• [WRITTEN INSTRUCTION]: Below is a listing; print exactly its lines from the one containing "Write a component" down to the one containing "type Row = [number, string, string, ''", both inclusive, with every picture left out.

• [DATA PROVIDED]:
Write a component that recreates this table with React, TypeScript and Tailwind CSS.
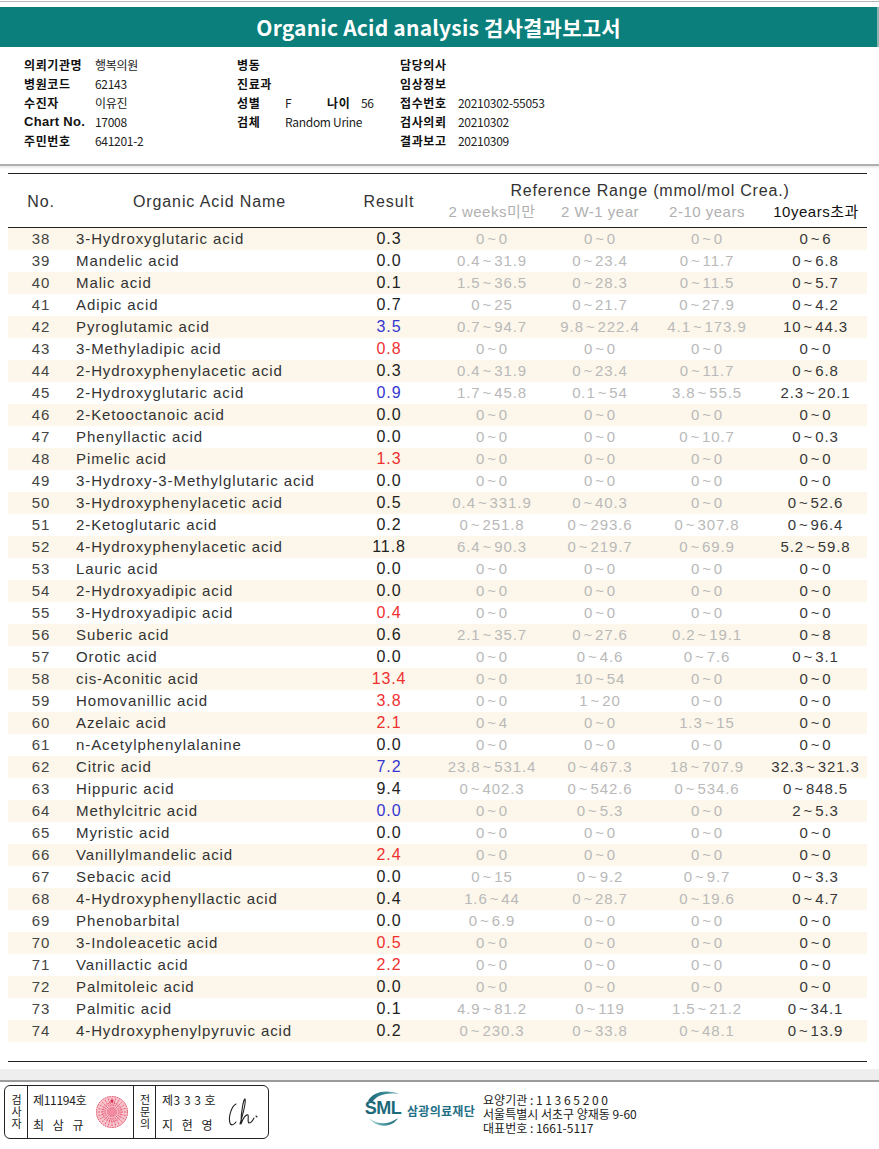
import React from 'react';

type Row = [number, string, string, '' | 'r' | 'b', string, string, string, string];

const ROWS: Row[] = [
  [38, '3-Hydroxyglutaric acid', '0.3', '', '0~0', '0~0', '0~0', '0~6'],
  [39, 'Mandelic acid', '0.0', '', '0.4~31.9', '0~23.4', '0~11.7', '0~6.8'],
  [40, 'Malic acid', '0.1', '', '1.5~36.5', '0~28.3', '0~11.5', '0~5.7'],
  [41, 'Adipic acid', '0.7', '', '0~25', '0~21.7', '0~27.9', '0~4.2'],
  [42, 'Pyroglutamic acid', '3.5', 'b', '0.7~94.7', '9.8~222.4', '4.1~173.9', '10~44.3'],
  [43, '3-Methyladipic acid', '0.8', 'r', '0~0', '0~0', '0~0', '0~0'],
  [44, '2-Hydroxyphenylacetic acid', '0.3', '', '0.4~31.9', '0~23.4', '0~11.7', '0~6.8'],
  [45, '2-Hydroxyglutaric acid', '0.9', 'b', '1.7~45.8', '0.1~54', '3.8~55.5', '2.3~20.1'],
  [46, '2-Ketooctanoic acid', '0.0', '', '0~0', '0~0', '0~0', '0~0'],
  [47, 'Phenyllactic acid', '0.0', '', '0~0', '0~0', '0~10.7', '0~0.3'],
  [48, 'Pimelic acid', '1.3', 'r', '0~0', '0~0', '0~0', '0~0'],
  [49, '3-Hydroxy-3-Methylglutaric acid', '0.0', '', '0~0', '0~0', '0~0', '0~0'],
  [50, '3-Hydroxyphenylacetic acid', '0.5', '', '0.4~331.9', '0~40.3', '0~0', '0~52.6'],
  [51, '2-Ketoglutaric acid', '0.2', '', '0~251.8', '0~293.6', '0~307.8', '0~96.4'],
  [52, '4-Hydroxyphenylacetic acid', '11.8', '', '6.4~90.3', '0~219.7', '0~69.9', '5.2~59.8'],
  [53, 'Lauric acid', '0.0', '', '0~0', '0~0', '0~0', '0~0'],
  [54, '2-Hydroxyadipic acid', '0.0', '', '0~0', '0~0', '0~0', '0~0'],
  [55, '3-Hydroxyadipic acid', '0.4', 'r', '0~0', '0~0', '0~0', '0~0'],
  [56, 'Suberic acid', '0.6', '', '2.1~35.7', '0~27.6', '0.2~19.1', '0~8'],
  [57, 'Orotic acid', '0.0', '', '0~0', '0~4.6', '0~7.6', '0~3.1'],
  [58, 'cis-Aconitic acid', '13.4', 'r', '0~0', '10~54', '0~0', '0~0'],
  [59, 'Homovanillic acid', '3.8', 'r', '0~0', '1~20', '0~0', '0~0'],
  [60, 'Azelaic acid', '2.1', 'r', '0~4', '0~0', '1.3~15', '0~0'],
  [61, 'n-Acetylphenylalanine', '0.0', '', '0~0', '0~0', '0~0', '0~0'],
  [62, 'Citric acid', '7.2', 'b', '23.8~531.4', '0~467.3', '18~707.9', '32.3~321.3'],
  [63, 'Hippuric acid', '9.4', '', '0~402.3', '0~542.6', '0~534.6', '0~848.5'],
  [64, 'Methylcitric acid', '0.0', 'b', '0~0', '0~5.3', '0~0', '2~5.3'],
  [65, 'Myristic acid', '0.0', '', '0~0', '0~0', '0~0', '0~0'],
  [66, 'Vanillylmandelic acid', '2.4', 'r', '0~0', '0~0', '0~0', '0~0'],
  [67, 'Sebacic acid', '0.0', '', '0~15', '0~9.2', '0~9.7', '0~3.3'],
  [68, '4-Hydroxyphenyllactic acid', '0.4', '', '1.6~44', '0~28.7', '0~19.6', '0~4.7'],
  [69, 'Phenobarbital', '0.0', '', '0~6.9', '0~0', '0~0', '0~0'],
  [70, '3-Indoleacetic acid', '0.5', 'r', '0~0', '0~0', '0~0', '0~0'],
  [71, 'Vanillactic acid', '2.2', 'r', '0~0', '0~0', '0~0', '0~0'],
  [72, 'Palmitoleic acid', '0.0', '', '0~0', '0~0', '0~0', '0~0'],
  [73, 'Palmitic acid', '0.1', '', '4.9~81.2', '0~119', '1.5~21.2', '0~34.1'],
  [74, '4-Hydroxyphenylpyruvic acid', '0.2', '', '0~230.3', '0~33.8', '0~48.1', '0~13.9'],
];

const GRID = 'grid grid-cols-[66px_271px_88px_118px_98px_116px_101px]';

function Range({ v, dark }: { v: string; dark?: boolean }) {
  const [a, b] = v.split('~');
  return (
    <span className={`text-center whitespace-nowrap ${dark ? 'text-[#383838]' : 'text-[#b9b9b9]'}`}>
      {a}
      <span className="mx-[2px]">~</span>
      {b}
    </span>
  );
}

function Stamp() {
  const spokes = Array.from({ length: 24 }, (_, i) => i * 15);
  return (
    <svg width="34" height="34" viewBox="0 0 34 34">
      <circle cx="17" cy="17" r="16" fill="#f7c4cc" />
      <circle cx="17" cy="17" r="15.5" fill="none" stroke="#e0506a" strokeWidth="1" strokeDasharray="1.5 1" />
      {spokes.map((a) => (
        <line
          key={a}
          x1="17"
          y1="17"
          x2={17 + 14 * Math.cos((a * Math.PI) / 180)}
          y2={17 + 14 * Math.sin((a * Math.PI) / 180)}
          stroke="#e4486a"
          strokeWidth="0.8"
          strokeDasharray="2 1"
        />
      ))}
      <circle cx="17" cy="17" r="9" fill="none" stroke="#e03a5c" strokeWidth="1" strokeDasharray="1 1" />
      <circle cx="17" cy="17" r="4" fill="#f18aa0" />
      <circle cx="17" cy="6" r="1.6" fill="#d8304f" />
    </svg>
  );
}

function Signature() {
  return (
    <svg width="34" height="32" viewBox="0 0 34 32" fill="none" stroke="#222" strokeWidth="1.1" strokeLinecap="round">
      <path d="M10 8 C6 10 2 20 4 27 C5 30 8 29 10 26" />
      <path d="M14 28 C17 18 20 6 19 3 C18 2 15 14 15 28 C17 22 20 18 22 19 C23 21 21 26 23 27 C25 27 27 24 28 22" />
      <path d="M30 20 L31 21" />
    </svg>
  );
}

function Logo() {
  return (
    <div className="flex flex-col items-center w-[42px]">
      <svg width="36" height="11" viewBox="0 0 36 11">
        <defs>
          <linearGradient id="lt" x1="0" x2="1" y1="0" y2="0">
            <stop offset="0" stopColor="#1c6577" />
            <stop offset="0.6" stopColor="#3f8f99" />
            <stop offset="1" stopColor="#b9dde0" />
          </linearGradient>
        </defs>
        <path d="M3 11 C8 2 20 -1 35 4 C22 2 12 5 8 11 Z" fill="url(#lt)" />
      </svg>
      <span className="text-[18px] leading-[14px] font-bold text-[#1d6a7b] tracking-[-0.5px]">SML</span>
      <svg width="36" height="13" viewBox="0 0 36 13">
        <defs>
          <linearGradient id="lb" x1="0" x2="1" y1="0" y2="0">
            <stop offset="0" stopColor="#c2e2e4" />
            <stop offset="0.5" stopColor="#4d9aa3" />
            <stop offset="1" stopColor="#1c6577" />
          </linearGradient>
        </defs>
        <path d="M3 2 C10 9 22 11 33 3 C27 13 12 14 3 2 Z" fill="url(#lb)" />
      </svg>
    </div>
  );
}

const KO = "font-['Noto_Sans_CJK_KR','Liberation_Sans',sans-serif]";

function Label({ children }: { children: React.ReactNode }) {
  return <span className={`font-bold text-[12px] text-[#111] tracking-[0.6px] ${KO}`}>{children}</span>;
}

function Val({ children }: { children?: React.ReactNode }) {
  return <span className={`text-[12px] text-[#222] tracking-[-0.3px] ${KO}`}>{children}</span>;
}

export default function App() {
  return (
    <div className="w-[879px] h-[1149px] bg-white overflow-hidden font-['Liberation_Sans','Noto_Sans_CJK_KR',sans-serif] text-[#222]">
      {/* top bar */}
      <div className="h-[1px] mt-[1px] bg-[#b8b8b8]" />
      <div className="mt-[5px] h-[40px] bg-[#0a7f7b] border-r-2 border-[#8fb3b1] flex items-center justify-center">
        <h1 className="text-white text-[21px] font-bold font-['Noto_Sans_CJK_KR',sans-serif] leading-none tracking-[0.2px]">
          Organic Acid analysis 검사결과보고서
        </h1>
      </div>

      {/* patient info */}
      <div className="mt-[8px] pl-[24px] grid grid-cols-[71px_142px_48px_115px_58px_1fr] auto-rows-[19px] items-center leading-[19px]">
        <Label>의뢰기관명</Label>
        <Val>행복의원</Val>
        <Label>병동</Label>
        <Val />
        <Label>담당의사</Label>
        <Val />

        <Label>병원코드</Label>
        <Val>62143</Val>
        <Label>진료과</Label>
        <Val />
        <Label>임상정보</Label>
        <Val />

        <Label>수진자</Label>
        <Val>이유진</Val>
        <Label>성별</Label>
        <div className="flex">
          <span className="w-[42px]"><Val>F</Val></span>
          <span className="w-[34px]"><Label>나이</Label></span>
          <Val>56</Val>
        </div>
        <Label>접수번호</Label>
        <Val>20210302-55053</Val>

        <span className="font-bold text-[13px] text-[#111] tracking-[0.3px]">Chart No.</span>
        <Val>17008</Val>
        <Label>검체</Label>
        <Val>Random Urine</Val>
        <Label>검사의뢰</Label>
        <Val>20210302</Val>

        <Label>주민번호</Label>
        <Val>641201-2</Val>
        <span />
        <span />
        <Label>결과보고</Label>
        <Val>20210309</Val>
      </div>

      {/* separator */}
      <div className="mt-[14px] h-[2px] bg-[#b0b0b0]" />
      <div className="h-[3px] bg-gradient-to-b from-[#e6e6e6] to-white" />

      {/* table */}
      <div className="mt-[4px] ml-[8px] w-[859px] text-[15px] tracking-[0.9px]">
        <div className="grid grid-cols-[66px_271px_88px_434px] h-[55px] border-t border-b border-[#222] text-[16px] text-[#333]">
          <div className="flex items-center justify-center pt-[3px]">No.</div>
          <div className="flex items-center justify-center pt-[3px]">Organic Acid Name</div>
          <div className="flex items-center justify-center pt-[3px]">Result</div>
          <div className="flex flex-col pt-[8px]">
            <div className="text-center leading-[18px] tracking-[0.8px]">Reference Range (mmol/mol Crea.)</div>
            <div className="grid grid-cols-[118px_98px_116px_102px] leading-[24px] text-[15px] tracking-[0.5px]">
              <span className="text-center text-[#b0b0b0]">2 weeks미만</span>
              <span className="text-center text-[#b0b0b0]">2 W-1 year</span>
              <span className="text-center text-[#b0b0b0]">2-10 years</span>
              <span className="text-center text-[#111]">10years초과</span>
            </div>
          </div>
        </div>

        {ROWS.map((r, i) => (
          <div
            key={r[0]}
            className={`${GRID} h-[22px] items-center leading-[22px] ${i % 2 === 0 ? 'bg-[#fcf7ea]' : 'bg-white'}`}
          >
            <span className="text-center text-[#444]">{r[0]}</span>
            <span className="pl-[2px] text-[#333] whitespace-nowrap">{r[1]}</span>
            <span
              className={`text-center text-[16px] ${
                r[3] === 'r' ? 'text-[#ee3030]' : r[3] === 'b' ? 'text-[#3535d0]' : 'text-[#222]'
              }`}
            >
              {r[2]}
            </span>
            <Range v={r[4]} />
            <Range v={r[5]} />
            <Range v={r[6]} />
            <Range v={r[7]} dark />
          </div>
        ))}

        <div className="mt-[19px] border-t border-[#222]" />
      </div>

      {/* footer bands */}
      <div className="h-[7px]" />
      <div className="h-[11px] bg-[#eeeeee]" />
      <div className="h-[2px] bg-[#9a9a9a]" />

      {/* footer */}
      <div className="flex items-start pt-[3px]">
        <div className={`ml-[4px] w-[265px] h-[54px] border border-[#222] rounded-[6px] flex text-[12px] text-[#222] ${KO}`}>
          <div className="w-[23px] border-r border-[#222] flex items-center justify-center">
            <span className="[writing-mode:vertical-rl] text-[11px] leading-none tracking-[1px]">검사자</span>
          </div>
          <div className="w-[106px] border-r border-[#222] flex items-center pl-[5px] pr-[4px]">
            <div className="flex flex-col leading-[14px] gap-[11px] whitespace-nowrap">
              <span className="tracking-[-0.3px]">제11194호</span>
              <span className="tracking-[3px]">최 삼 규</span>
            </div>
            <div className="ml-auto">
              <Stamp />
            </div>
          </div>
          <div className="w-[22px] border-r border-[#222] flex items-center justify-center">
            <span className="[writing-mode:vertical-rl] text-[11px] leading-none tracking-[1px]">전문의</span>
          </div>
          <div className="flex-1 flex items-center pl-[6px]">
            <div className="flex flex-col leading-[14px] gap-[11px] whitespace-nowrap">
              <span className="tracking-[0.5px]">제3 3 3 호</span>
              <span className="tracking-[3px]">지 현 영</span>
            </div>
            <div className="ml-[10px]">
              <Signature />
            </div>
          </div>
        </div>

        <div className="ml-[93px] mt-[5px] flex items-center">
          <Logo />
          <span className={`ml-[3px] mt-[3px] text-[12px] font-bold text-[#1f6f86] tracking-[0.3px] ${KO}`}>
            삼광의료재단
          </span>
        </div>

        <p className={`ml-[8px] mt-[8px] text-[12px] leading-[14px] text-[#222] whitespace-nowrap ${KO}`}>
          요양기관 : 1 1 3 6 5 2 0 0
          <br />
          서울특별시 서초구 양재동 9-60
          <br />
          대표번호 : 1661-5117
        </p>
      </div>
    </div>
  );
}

* * *

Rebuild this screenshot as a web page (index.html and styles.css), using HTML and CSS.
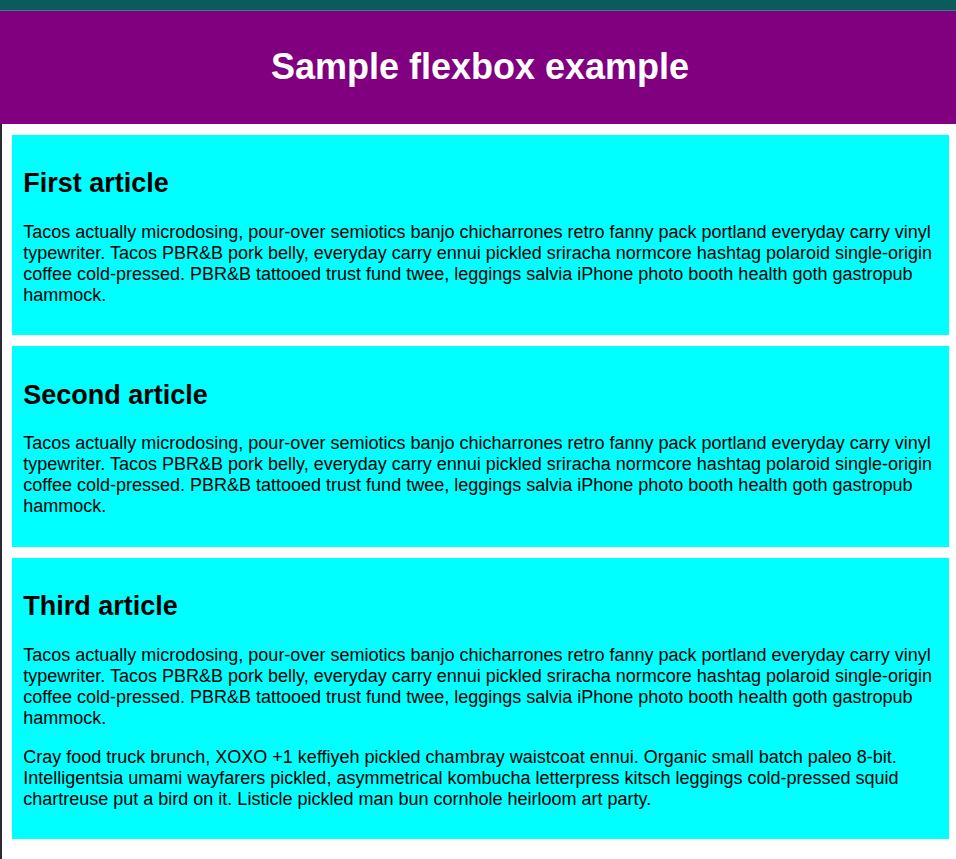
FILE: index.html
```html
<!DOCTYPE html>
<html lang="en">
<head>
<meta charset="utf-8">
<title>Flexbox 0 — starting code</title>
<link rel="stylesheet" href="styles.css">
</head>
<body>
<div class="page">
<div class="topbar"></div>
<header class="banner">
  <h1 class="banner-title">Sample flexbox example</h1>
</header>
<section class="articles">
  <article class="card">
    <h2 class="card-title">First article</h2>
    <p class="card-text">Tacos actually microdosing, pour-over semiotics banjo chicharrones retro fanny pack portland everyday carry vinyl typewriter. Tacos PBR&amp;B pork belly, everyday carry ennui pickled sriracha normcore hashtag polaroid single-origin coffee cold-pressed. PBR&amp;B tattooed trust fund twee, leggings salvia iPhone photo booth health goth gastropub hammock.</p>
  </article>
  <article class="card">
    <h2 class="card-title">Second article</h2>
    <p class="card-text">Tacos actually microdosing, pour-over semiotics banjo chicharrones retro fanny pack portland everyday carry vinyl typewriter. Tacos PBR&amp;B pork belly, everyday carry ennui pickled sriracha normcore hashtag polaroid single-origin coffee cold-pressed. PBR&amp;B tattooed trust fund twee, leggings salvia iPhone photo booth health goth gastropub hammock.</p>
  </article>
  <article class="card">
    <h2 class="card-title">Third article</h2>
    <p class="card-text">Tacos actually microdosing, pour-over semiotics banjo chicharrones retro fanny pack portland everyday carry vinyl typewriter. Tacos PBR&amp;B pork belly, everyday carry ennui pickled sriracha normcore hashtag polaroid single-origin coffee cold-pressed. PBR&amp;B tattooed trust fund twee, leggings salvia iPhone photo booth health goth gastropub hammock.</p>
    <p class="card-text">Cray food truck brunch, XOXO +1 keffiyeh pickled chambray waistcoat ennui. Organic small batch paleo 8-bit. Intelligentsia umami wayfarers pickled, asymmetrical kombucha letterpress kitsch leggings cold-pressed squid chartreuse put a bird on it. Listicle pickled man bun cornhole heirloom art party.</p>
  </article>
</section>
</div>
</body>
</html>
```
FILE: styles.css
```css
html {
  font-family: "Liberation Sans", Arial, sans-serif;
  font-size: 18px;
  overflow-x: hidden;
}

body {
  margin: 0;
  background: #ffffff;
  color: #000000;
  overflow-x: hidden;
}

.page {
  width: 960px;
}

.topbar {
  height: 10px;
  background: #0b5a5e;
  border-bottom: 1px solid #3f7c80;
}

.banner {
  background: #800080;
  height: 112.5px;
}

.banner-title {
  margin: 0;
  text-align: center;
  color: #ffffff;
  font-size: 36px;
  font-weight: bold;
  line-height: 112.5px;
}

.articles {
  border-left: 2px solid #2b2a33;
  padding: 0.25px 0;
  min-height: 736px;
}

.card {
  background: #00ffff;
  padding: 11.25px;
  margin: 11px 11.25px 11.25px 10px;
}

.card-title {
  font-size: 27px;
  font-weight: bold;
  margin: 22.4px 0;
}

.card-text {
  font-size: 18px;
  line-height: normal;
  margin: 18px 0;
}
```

• [PROBLEM SOLUTION]:
Write a component that recreates this table with React, TypeScript and Tailwind CSS.
import React from 'react';

type Row = [number, string, string, '' | 'r' | 'b', string, string, string, string];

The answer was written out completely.